++++ DATA BLOCK ++++

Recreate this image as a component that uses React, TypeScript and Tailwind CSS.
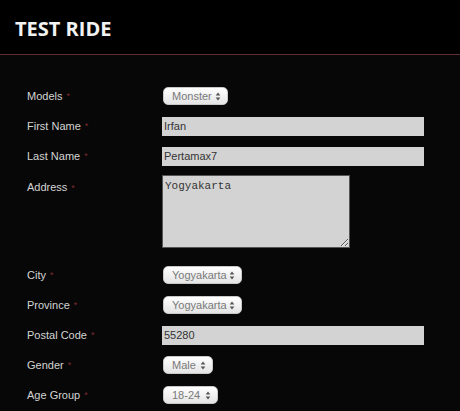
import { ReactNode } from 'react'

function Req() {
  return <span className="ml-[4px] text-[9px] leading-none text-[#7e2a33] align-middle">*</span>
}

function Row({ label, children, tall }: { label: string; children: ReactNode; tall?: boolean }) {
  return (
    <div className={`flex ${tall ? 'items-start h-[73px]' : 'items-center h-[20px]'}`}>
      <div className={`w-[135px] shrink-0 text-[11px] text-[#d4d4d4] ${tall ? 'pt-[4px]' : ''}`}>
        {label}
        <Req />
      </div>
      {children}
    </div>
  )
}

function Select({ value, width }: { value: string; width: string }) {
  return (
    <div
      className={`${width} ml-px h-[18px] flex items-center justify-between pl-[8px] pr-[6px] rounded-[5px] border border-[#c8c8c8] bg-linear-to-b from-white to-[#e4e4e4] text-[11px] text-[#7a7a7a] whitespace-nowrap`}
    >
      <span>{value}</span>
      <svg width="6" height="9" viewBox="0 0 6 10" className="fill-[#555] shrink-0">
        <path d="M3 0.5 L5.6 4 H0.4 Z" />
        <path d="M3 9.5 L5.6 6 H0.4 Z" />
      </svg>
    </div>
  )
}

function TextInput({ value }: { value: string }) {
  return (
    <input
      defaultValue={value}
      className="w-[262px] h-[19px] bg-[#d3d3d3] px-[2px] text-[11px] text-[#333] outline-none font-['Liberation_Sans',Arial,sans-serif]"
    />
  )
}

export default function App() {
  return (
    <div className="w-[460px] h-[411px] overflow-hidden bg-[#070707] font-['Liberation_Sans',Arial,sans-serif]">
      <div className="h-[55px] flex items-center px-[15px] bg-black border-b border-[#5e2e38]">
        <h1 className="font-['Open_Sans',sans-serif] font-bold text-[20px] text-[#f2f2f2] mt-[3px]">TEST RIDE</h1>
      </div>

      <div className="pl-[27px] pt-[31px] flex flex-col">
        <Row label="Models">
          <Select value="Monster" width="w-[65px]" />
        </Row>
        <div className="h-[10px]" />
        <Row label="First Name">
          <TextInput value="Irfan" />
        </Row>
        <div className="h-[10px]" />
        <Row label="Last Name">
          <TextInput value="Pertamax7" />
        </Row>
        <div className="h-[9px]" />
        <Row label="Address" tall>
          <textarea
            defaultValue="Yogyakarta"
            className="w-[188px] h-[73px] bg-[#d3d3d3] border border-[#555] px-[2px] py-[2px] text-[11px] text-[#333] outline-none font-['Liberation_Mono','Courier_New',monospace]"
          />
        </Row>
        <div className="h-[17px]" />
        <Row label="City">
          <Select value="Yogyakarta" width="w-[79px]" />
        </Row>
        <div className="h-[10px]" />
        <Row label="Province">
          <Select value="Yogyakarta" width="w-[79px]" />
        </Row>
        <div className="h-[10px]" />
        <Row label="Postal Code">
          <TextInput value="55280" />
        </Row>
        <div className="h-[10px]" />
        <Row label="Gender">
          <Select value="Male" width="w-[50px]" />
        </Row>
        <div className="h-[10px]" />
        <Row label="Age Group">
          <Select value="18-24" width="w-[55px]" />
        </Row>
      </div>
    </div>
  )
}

++++

# [REQUIRED WORK]
Quote the material word for word, dropping any images it holds.

# [CORRECT ANSWER]
Recreate this image as a component that uses React, TypeScript and Tailwind CSS.
import { ReactNode } from 'react'

function Req() {
  return <span className="ml-[4px] text-[9px] leading-none text-[#7e2a33] align-middle">*</span>
}

function Row({ label, children, tall }: { label: string; children: ReactNode; tall?: boolean }) {
  return (
    <div className={`flex ${tall ? 'items-start h-[73px]' : 'items-center h-[20px]'}`}>
      <div className={`w-[135px] shrink-0 text-[11px] text-[#d4d4d4] ${tall ? 'pt-[4px]' : ''}`}>
        {label}
        <Req />
      </div>
      {children}
    </div>
  )
}

function Select({ value, width }: { value: string; width: string }) {
  return (
    <div
      className={`${width} ml-px h-[18px] flex items-center justify-between pl-[8px] pr-[6px] rounded-[5px] border border-[#c8c8c8] bg-linear-to-b from-white to-[#e4e4e4] text-[11px] text-[#7a7a7a] whitespace-nowrap`}
    >
      <span>{value}</span>
      <svg width="6" height="9" viewBox="0 0 6 10" className="fill-[#555] shrink-0">
        <path d="M3 0.5 L5.6 4 H0.4 Z" />
        <path d="M3 9.5 L5.6 6 H0.4 Z" />
      </svg>
    </div>
  )
}

function TextInput({ value }: { value: string }) {
  return (
    <input
      defaultValue={value}
      className="w-[262px] h-[19px] bg-[#d3d3d3] px-[2px] text-[11px] text-[#333] outline-none font-['Liberation_Sans',Arial,sans-serif]"
    />
  )
}

export default function App() {
  return (
    <div className="w-[460px] h-[411px] overflow-hidden bg-[#070707] font-['Liberation_Sans',Arial,sans-serif]">
      <div className="h-[55px] flex items-center px-[15px] bg-black border-b border-[#5e2e38]">
        <h1 className="font-['Open_Sans',sans-serif] font-bold text-[20px] text-[#f2f2f2] mt-[3px]">TEST RIDE</h1>
      </div>

      <div className="pl-[27px] pt-[31px] flex flex-col">
        <Row label="Models">
          <Select value="Monster" width="w-[65px]" />
        </Row>
        <div className="h-[10px]" />
        <Row label="First Name">
          <TextInput value="Irfan" />
        </Row>
        <div className="h-[10px]" />
        <Row label="Last Name">
          <TextInput value="Pertamax7" />
        </Row>
        <div className="h-[9px]" />
        <Row label="Address" tall>
          <textarea
            defaultValue="Yogyakarta"
            className="w-[188px] h-[73px] bg-[#d3d3d3] border border-[#555] px-[2px] py-[2px] text-[11px] text-[#333] outline-none font-['Liberation_Mono','Courier_New',monospace]"
          />
        </Row>
        <div className="h-[17px]" />
        <Row label="City">
          <Select value="Yogyakarta" width="w-[79px]" />
        </Row>
        <div className="h-[10px]" />
        <Row label="Province">
          <Select value="Yogyakarta" width="w-[79px]" />
        </Row>
        <div className="h-[10px]" />
        <Row label="Postal Code">
          <TextInput value="55280" />
        </Row>
        <div className="h-[10px]" />
        <Row label="Gender">
          <Select value="Male" width="w-[50px]" />
        </Row>
        <div className="h-[10px]" />
        <Row label="Age Group">
          <Select value="18-24" width="w-[55px]" />
        </Row>
      </div>
    </div>
  )
}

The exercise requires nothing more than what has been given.